Bankman-Fried slapped with new charges of using stolen funds for politics
The new US indictment charges the former billionaire with seven counts of conspiracy and fraud over the collapse of FTX.
Sam Bankman-Fried used stolen customer funds to make more than $100m in political campaign contributions ahead of the 2022 United States midterm elections, federal US prosecutors said on Monday in a new indictment filed against the FTX cryptocurrency exchange’s founder.
The indictment charges the 31-year-old former billionaire with seven counts of conspiracy and fraud over the collapse of the exchange.
He has previously pleaded not guilty to charges of stealing billions in FTX customer funds to plug losses at Alameda Research, his crypto-focused hedge fund.
Mark Botnick, a spokesman for Bankman-Fried, declined to comment.
Bankman-Fried rode a boom in cryptocurrency values to amass a net worth estimated at $26bn and became an influential donor to mostly Democratic candidates and causes. But the November 2022 collapse of FTX – after a flurry of customer withdrawals due to concerns about the commingling of FTX and Alameda funds – decimated both his wealth and reputation.
In the superseding indictment filed on Monday, the US Attorney’s Office in Manhattan said Bankman-Fried directed other FTX executives to make donations to evade contribution limits as part of a push for crypto-friendly regulation.
A superseding indictment amends and replaces the original document and lists the formal charges against the defendant.
“He leveraged this influence, in turn, to lobby Congress and regulatory agencies to support legislation and regulation he believed would make it easier for FTX to continue to accept customer deposits and grow,” the indictment read.
Prosecutors initially charged him with violating US campaign finance laws but dropped that charge in late July after the Bahamas said it had never intended to extradite Bankman-Fried to the US on that charge. FTX was based in the Bahamas and Bankman-Fried was arrested there last December.
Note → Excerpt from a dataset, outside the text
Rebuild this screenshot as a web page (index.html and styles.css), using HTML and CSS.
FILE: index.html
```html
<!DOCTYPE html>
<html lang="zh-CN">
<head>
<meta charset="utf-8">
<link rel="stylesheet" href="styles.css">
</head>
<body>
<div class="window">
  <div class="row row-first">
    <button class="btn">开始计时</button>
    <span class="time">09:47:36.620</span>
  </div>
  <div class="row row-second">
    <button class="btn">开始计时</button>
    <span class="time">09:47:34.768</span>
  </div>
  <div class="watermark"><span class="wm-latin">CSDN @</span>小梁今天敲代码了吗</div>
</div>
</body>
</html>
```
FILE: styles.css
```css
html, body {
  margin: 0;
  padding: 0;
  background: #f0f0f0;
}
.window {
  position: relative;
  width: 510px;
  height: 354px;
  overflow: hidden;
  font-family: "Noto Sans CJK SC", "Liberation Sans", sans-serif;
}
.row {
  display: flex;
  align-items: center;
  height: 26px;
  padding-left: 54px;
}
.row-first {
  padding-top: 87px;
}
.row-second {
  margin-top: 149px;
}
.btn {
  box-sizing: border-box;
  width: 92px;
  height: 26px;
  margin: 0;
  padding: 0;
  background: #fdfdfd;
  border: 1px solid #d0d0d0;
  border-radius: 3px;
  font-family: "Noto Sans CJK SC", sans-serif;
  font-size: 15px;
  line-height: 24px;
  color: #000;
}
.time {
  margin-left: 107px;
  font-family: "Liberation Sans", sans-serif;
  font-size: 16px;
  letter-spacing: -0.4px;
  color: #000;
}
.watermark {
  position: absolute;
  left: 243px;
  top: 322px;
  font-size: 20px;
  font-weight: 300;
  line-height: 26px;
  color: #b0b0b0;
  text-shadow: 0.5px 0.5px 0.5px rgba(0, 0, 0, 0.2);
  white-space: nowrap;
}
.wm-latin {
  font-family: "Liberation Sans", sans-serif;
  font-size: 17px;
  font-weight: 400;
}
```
In a letter last week to US District Judge Lewis Kaplan in Manhattan, prosecutors indicated they would soon file a new indictment that “will make clear that Mr. Bankman-Fried remains charged with conducting an illegal campaign finance scheme as part of the fraud and money laundering schemes originally charged.”
Kaplan on Friday ordered Bankman-Fried jailed ahead of his October 2 trial, after finding probable cause to believe he had tampered with witnesses twice. He had been largely confined to his parents’ Palo Alto, California home on a $250m bond since his extradition.